__WORK INSTRUCTIONS__. Write the data out again exactly, dropping any images it holds.

--- Begin ---

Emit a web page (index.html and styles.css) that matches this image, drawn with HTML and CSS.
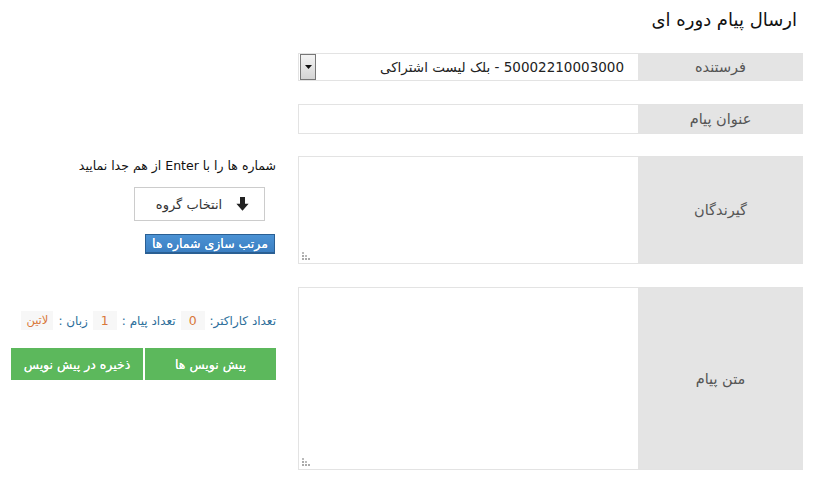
FILE: index.html
```html
<!DOCTYPE html>
<html lang="fa" dir="rtl">
<head>
<meta charset="utf-8">
<title>ارسال پیام دوره ای</title>
<link rel="stylesheet" href="styles.css">
</head>
<body>
<h1 class="title">ارسال پیام دوره ای</h1>
<div class="grid">
  <div class="field f-sender">
    <div class="label">فرستنده</div>
    <div class="control select-wrap">
      <div class="select-value">50002210003000 - بلک لیست اشتراکی</div>
      <span class="select-arrow"><svg width="7" height="4" viewBox="0 0 7 4"><path d="M0 0h7L3.5 4z" fill="#111"/></svg></span>
    </div>
  </div>
  <div class="side"></div>

  <div class="field f-subject">
    <div class="label">عنوان پیام</div>
    <input class="control input" type="text">
  </div>
  <div class="side"></div>

  <div class="field f-recv grip">
    <div class="label">گیرندگان</div>
    <textarea class="control area"></textarea>
  </div>
  <div class="side side-recv">
    <div class="hint">شماره ها را با Enter از هم جدا نمایید</div>
    <button class="btn-group" type="button">
      <svg width="13" height="14" viewBox="0 0 13 14"><path d="M4 0h5v6.8h3.6L6.5 13.8 0.4 6.8h3.6z" fill="#222"/></svg>
      <span>انتخاب گروه</span>
    </button>
    <button class="btn-sort" type="button">مرتب سازی شماره ها</button>
  </div>

  <div class="field f-text grip">
    <div class="label">متن پیام</div>
    <textarea class="control area"></textarea>
  </div>
  <div class="side side-text">
    <div class="counters">
      <span class="c-label">تعداد کاراکتر:</span>
      <span class="c-val">0</span>
      <span class="c-label">تعداد پیام :</span>
      <span class="c-val">1</span>
      <span class="c-label">زبان :</span>
      <span class="c-val c-lang">لاتین</span>
    </div>
    <div class="green-row">
      <button class="btn-green" type="button">پیش نویس ها</button>
      <button class="btn-green" type="button">ذخیره در پیش نویس</button>
    </div>
  </div>
</div>
</body>
</html>
```
FILE: styles.css
```css
* { box-sizing: border-box; }
html, body { margin: 0; padding: 0; background: #fff; }
body {
  width: 815px;
  height: 482px;
  overflow: hidden;
  font-family: "DejaVu Sans", Tahoma, sans-serif;
  font-size: 12px;
  color: #222;
  direction: rtl;
}
.title {
  margin: 0;
  padding: 8px 18px 0 0;
  font-size: 18px;
  font-weight: normal;
  line-height: 24px;
  color: #111;
}
.grid {
  display: grid;
  grid-template-columns: 505px 265px;
  column-gap: 22px;
  padding: 21px 12px 0 0;
}
.field {
  position: relative;
  display: flex;
  border: 1px solid #e3e3e3;
  border-right: none;
}
.f-sender { height: 28px; margin-bottom: 23px; }
.f-subject { height: 30px; margin-bottom: 22px; }
.f-recv { height: 108px; margin-bottom: 23px; }
.f-text { height: 183px; }
.label {
  width: 165px;
  flex: none;
  background: #e4e4e4;
  color: #555;
  font-size: 14.5px;
  display: flex;
  align-items: center;
  justify-content: center;
}
.control {
  flex: 1;
  border: none;
  outline: none;
  margin: 0;
  background: #fff;
  font-family: inherit;
}
.select-wrap {
  position: relative;
  display: flex;
  align-items: center;
  padding-right: 14px;
}
.select-value {
  font-size: 13.5px;
  color: #222;
  white-space: nowrap;
}
.select-arrow {
  position: absolute;
  left: 1px;
  top: 0;
  width: 16px;
  height: 26px;
  border: 1px solid #777;
  background: linear-gradient(#f4f4f4, #d4d4d4);
  display: flex;
  align-items: center;
  justify-content: center;
}
.area {
  resize: none;
  padding: 4px;
  font-size: 13px;
}
.grip::after {
  content: "";
  position: absolute;
  left: 3px;
  bottom: 3px;
  width: 8px;
  height: 8px;
  background:
    radial-gradient(circle at 1px 7px, #aaa 0.8px, transparent 1.2px),
    radial-gradient(circle at 1px 4px, #aaa 0.8px, transparent 1.2px),
    radial-gradient(circle at 1px 1px, #bbb 0.8px, transparent 1.2px),
    radial-gradient(circle at 4px 7px, #aaa 0.8px, transparent 1.2px),
    radial-gradient(circle at 4px 4px, #bbb 0.8px, transparent 1.2px),
    radial-gradient(circle at 7px 7px, #aaa 0.8px, transparent 1.2px);
}
.side-recv {
  display: flex;
  flex-direction: column;
  align-items: flex-start;
}
.hint {
  font-size: 12.5px;
  line-height: 18px;
  padding-top: 1px;
  color: #111;
}
.btn-group {
  margin: 12px 11px 0 0;
  width: 131px;
  height: 34px;
  border: 1px solid #ccc;
  background: #fff;
  font-family: inherit;
  font-size: 13px;
  color: #333;
  display: flex;
  align-items: center;
  justify-content: center;
  gap: 14px;
  padding: 0 0 0 6px;
}
.btn-sort {
  margin: 13px 1px 0 0;
  width: 130px;
  height: 20px;
  border: 1px solid #2a5f93;
  border-width: 1px 1px 2px 1px;
  background: linear-gradient(#4b92d4, #3b7fc2);
  color: #fff;
  font-family: inherit;
  font-size: 12.5px;
  font-weight: normal;
  text-shadow: 0 0 0.4px #fff;
  padding: 0;
  white-space: nowrap;
}
.counters {
  margin-top: 24px;
  display: flex;
  align-items: center;
  height: 19px;
  gap: 5px;
}
.c-label { color: #2d6e9a; font-size: 12px; }
.c-val {
  background: #f7f7f7;
  color: #d9773a;
  font-size: 12.5px;
  height: 19px;
  line-height: 19px;
  padding: 0 8px;
}
.c-lang { font-size: 11.5px; padding: 0 5px; }
.green-row {
  margin-top: 18px;
  display: flex;
  gap: 2px;
}
.btn-green {
  height: 32px;
  width: 131px;
  border: none;
  background: #5cb85c;
  color: #fff;
  font-family: inherit;
  font-size: 12.5px;
  font-weight: normal;
  text-shadow: 0 0 0.5px #fff;
  padding: 0;
}
.btn-green + .btn-green { width: 132px; }
```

--- End ---

__EXERCISE RESULT__.
Emit a web page (index.html and styles.css) that matches this image, drawn with HTML and CSS.
FILE: index.html
```html
<!DOCTYPE html>
<html lang="fa" dir="rtl">
<head>
<meta charset="utf-8">
<title>ارسال پیام دوره ای</title>
<link rel="stylesheet" href="styles.css">
</head>
<body>
<h1 class="title">ارسال پیام دوره ای</h1>
<div class="grid">
  <div class="field f-sender">
    <div class="label">فرستنده</div>
    <div class="control select-wrap">
      <div class="select-value">50002210003000 - بلک لیست اشتراکی</div>
      <span class="select-arrow"><svg width="7" height="4" viewBox="0 0 7 4"><path d="M0 0h7L3.5 4z" fill="#111"/></svg></span>
    </div>
  </div>
  <div class="side"></div>

  <div class="field f-subject">
    <div class="label">عنوان پیام</div>
    <input class="control input" type="text">
  </div>
  <div class="side"></div>

  <div class="field f-recv grip">
    <div class="label">گیرندگان</div>
    <textarea class="control area"></textarea>
  </div>
  <div class="side side-recv">
    <div class="hint">شماره ها را با Enter از هم جدا نمایید</div>
    <button class="btn-group" type="button">
      <svg width="13" height="14" viewBox="0 0 13 14"><path d="M4 0h5v6.8h3.6L6.5 13.8 0.4 6.8h3.6z" fill="#222"/></svg>
      <span>انتخاب گروه</span>
    </button>
    <button class="btn-sort" type="button">مرتب سازی شماره ها</button>
  </div>

  <div class="field f-text grip">
    <div class="label">متن پیام</div>
    <textarea class="control area"></textarea>
  </div>
  <div class="side side-text">
    <div class="counters">
      <span class="c-label">تعداد کاراکتر:</span>
      <span class="c-val">0</span>
      <span class="c-label">تعداد پیام :</span>
      <span class="c-val">1</span>
      <span class="c-label">زبان :</span>
      <span class="c-val c-lang">لاتین</span>
    </div>
    <div class="green-row">
      <button class="btn-green" type="button">پیش نویس ها</button>
      <button class="btn-green" type="button">ذخیره در پیش نویس</button>
    </div>
  </div>
</div>
</body>
</html>
```
FILE: styles.css
```css
* { box-sizing: border-box; }
html, body { margin: 0; padding: 0; background: #fff; }
body {
  width: 815px;
  height: 482px;
  overflow: hidden;
  font-family: "DejaVu Sans", Tahoma, sans-serif;
  font-size: 12px;
  color: #222;
  direction: rtl;
}
.title {
  margin: 0;
  padding: 8px 18px 0 0;
  font-size: 18px;
  font-weight: normal;
  line-height: 24px;
  color: #111;
}
.grid {
  display: grid;
  grid-template-columns: 505px 265px;
  column-gap: 22px;
  padding: 21px 12px 0 0;
}
.field {
  position: relative;
  display: flex;
  border: 1px solid #e3e3e3;
  border-right: none;
}
.f-sender { height: 28px; margin-bottom: 23px; }
.f-subject { height: 30px; margin-bottom: 22px; }
.f-recv { height: 108px; margin-bottom: 23px; }
.f-text { height: 183px; }
.label {
  width: 165px;
  flex: none;
  background: #e4e4e4;
  color: #555;
  font-size: 14.5px;
  display: flex;
  align-items: center;
  justify-content: center;
}
.control {
  flex: 1;
  border: none;
  outline: none;
  margin: 0;
  background: #fff;
  font-family: inherit;
}
.select-wrap {
  position: relative;
  display: flex;
  align-items: center;
  padding-right: 14px;
}
.select-value {
  font-size: 13.5px;
  color: #222;
  white-space: nowrap;
}
.select-arrow {
  position: absolute;
  left: 1px;
  top: 0;
  width: 16px;
  height: 26px;
  border: 1px solid #777;
  background: linear-gradient(#f4f4f4, #d4d4d4);
  display: flex;
  align-items: center;
  justify-content: center;
}
.area {
  resize: none;
  padding: 4px;
  font-size: 13px;
}
.grip::after {
  content: "";
  position: absolute;
  left: 3px;
  bottom: 3px;
  width: 8px;
  height: 8px;
  background:
    radial-gradient(circle at 1px 7px, #aaa 0.8px, transparent 1.2px),
    radial-gradient(circle at 1px 4px, #aaa 0.8px, transparent 1.2px),
    radial-gradient(circle at 1px 1px, #bbb 0.8px, transparent 1.2px),
    radial-gradient(circle at 4px 7px, #aaa 0.8px, transparent 1.2px),
    radial-gradient(circle at 4px 4px, #bbb 0.8px, transparent 1.2px),
    radial-gradient(circle at 7px 7px, #aaa 0.8px, transparent 1.2px);
}
.side-recv {
  display: flex;
  flex-direction: column;
  align-items: flex-start;
}
.hint {
  font-size: 12.5px;
  line-height: 18px;
  padding-top: 1px;
  color: #111;
}
.btn-group {
  margin: 12px 11px 0 0;
  width: 131px;
  height: 34px;
  border: 1px solid #ccc;
  background: #fff;
  font-family: inherit;
  font-size: 13px;
  color: #333;
  display: flex;
  align-items: center;
  justify-content: center;
  gap: 14px;
  padding: 0 0 0 6px;
}
.btn-sort {
  margin: 13px 1px 0 0;
  width: 130px;
  height: 20px;
  border: 1px solid #2a5f93;
  border-width: 1px 1px 2px 1px;
  background: linear-gradient(#4b92d4, #3b7fc2);
  color: #fff;
  font-family: inherit;
  font-size: 12.5px;
  font-weight: normal;
  text-shadow: 0 0 0.4px #fff;
  padding: 0;
  white-space: nowrap;
}
.counters {
  margin-top: 24px;
  display: flex;
  align-items: center;
  height: 19px;
  gap: 5px;
}
.c-label { color: #2d6e9a; font-size: 12px; }
.c-val {
  background: #f7f7f7;
  color: #d9773a;
  font-size: 12.5px;
  height: 19px;
  line-height: 19px;
  padding: 0 8px;
}
.c-lang { font-size: 11.5px; padding: 0 5px; }
.green-row {
  margin-top: 18px;
  display: flex;
  gap: 2px;
}
.btn-green {
  height: 32px;
  width: 131px;
  border: none;
  background: #5cb85c;
  color: #fff;
  font-family: inherit;
  font-size: 12.5px;
  font-weight: normal;
  text-shadow: 0 0 0.5px #fff;
  padding: 0;
}
.btn-green + .btn-green { width: 132px; }
```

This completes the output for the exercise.